Linear interpolation is then used to approximate \(H_\nu(T)\) for intermediate values of \(T\). The Boys function is recovered from the interpolated value via

\[F_\nu(T) = \frac{H_\nu(T)}{\sqrt{T} \, T^\nu}.\]

Interpolation Strategy

For arguments within the tabulated range, the Boys function is evaluated by interpolating in logarithmic \(T\) space. Let

\[x = \frac{\log T - \log T_{\mathrm{small}}} {\log T_{\mathrm{large}} - \log T_{\mathrm{small}}} (N_{\mathrm{table}} - 1),\]

where \(N_{\mathrm{table}}\) is the number of grid points. The two nearest table entries are linearly interpolated to obtain \(H_\nu(T)\).

This approach provides a good compromise between accuracy and speed for the range of \(T\) values typically encountered in molecular integrals.

Recursive Evaluation of Boys Function Blocks

In practical integral evaluation, entire blocks of Boys function values

\[\{ F_0(T), F_1(T), \dots, F_{\nu_{\max}}(T) \}\]

are required. To compute these efficiently, PyQInt combines table lookup with stable recurrence relations.

For moderate to large values of \(T\), upward recurrence is used:

\[F_{\nu+1}(T) = \frac{(2\nu+1) F_\nu(T) - e^{-T}}{2T}.\]

This recurrence is numerically stable when \(T\) is sufficiently large compared to \(\nu\).

For smaller values of \(T\), downward recurrence is preferred:

\[F_{\nu-1}(T) = \frac{2T F_\nu(T) + e^{-T}}{2\nu - 1},\]

starting from a reliably computed value of \(F_{\nu_{\max}}(T)\).

The direction of recurrence is chosen dynamically based on the relative sizes of \(T\) and \(\nu_{\max}\) to ensure numerical stability.

Exact and Fallback Evaluation

If the requested order exceeds the tabulated maximum, or if \(T\) lies outside the interpolation range, the Boys function is evaluated using an exact reference implementation.

For small \(T\), a rapidly convergent power series expansion is used:

\[F_\nu(T) = \sum_{k=0}^{\infty} \frac{(-T)^k}{k! (2\nu + 2k + 1)}.\]

For larger \(T\), the value of \(F_0(T)\) is computed using an error-function-based expression and higher orders are obtained via upward recurrence.

This layered strategy guarantees both robustness and high performance across the full range of parameters encountered during integral evaluation.

Integrator Construction and Defaults

Upon construction of a PyQInt integrator object, default cache sizes are selected:

  • \(l_{\max} = 4\)

  • \(\nu_{\max} = 12\)

These values are sufficient for basis sets composed of first- and second-row elements.

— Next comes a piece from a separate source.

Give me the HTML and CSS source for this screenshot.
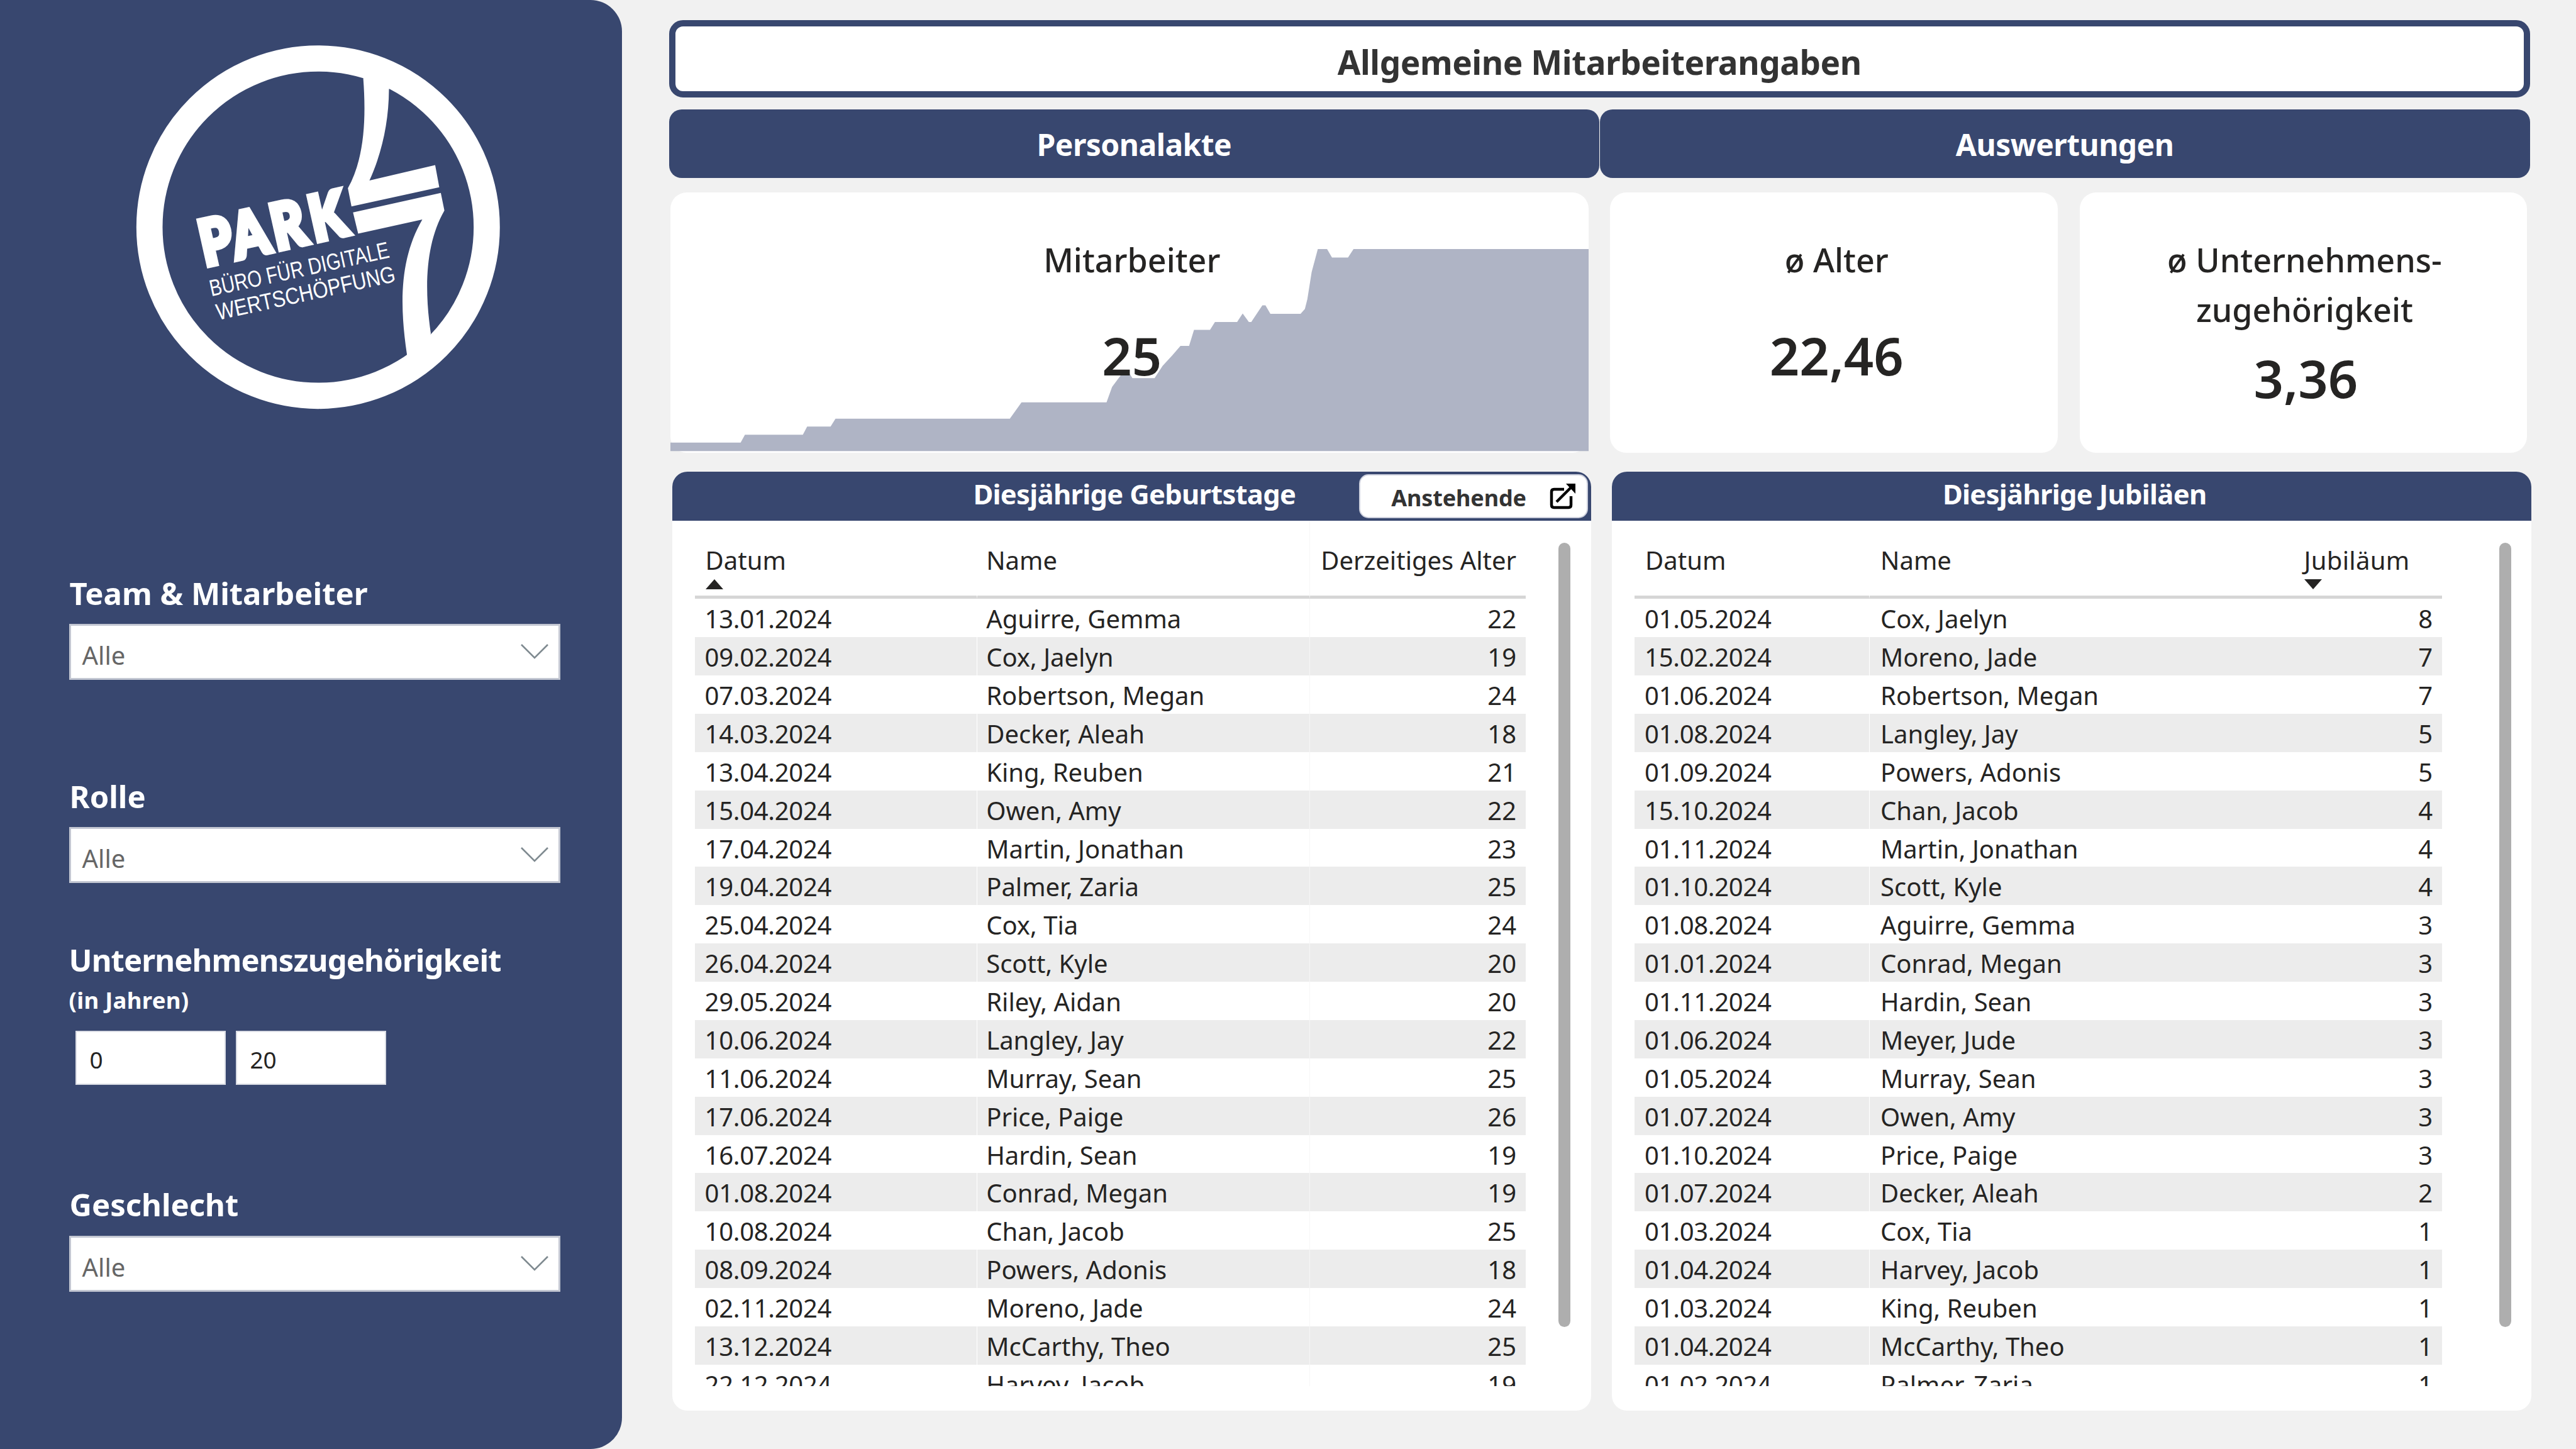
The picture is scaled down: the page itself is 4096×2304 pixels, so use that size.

If integrals are requested that exceed the current cache limits, the integrator will automatically expand the Hellsing kernel cache or fall back to direct Boys function evaluation.

Advanced users may override the default cache sizes by explicitly specifying \(l_{\max}\) and \(\nu_{\max}\) when constructing the integrator. Increasing these parameters may improve performance for systems with high-angular-momentum basis functions at the cost of increased memory usage.

from pyqint import PyQInt

# construct integrator class
integrator = PyQInt(lmax=6, nu_max=12)

# use it
# ...

All wrapper classes, e.g. HF, GeometryOptimization, etc. will automatically determine optimal caching sizes and adjust the Kernel cache if needed.